LOS ANGELES (AP) — Playing Oliver Hardy, the large comic with the even larger persona, was a burden that became a mission for John C. Reilly. The actor had early misgivings about becoming the man…
LOS ANGELES (AP) — Playing Oliver Hardy, the large comic with the even larger persona, was a burden that became a mission for John C. Reilly.
The actor had early misgivings about becoming the man whose legendary partnership with Stan Laurel is explored in “Stan & Ollie,” which will be released Friday in the United States by Sony Pictures Classics.
“It was a pretty terrifying prospect,” Reilly told The Associated Press in an interview earlier this month after learning the role had earned him a Golden Globe nomination. “Those are some very big shoes to fill, no pun intended. I didn’t know that it was going to work out so well. It was really an act of faith.”
At the beginning of the process, Reilly developed a deep affection for Hardy through books, through Hardy’s letters to his wife and through the more than 100 screen appearances he made with Laurel, played by Steve Coogan.
It was on finding out how neglected Hardy and his partner were late in their lives and careers — the period explored in the film, which documents a trying tour through the United Kingdom in the early 1950s when the men were in their early 60s — that Reilly felt not only a compulsion but also a duty to do it.

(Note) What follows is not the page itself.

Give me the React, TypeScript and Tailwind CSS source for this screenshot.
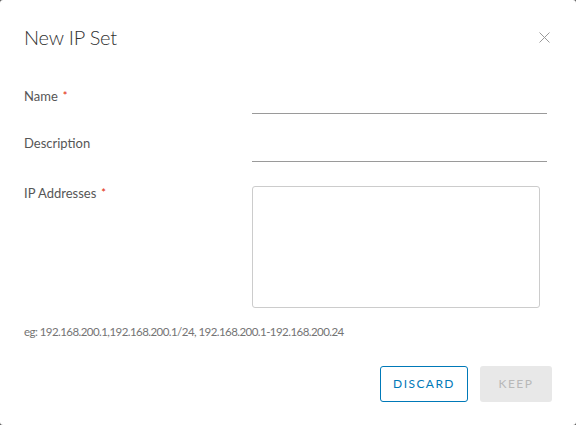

“I just didn’t feel I was worthy at first,” Reilly said. “But when you learn about Laurel and Hardy, and how the world kind of forgot them at the end of their life, I realized I had to do this for Oliver. I would just keep saying, ‘do it for Oliver.'”
He took on the entirety of Hardy for the part, mentally and physically, spending four hours in the makeup chair on shooting days and taking on the full feeling of his body.
“I had weights built into the fat suit so that I could always feel that, you know, the heft of it, so I wouldn’t just feel like this light foam suit,” Reilly said. “And I think I started to rue that decision by the end because the weight was just like — it was a lot every day to carry.”
Other aspects of Hardy were easier to imitate.
“Ollie really loved good times, and was always after wine, women and song. I can relate to that,” Reilly said with a laugh. “I mean, I work a lot too, but I can relate to that.”
Reilly, 53, has made a specialty of playing sidekicks, from his breakout role behind Mark Wahlberg in 1997’s “Boogie Nights” through several second-fiddle roles alongside Will Ferrell, most recently in the newly released “Holmes & Watson.”
But with Coogan, he has the equal billing and true partnership of the men they’re playing.
“Steve and I not only got to know each other and found a working relationship through all the rehearsals and the singing and dancing, but we also found the guys themselves,” Reilly said. “That’s what they did all day. So, we started to feel like them after a while.”
“We knuckled down,” Coogan told the AP at a screening of the film in New York early in this month. “We had a long rehearsal period. We learned the dance routines. We learned the sketches, and we devised some of our own in the style of Laurel and Hardy.”
As the two men embodied the characters, they came to see their calling as returning them to the cultural memory.
“It was like this mission to bring back the legacy of Laurel and Hardy,” Reilly said. “The film is really just, it’s just a signpost pointing to their work. We’re hoping this make people re-discover Laurel and Hardy again. It still stands up. It’s still funny.”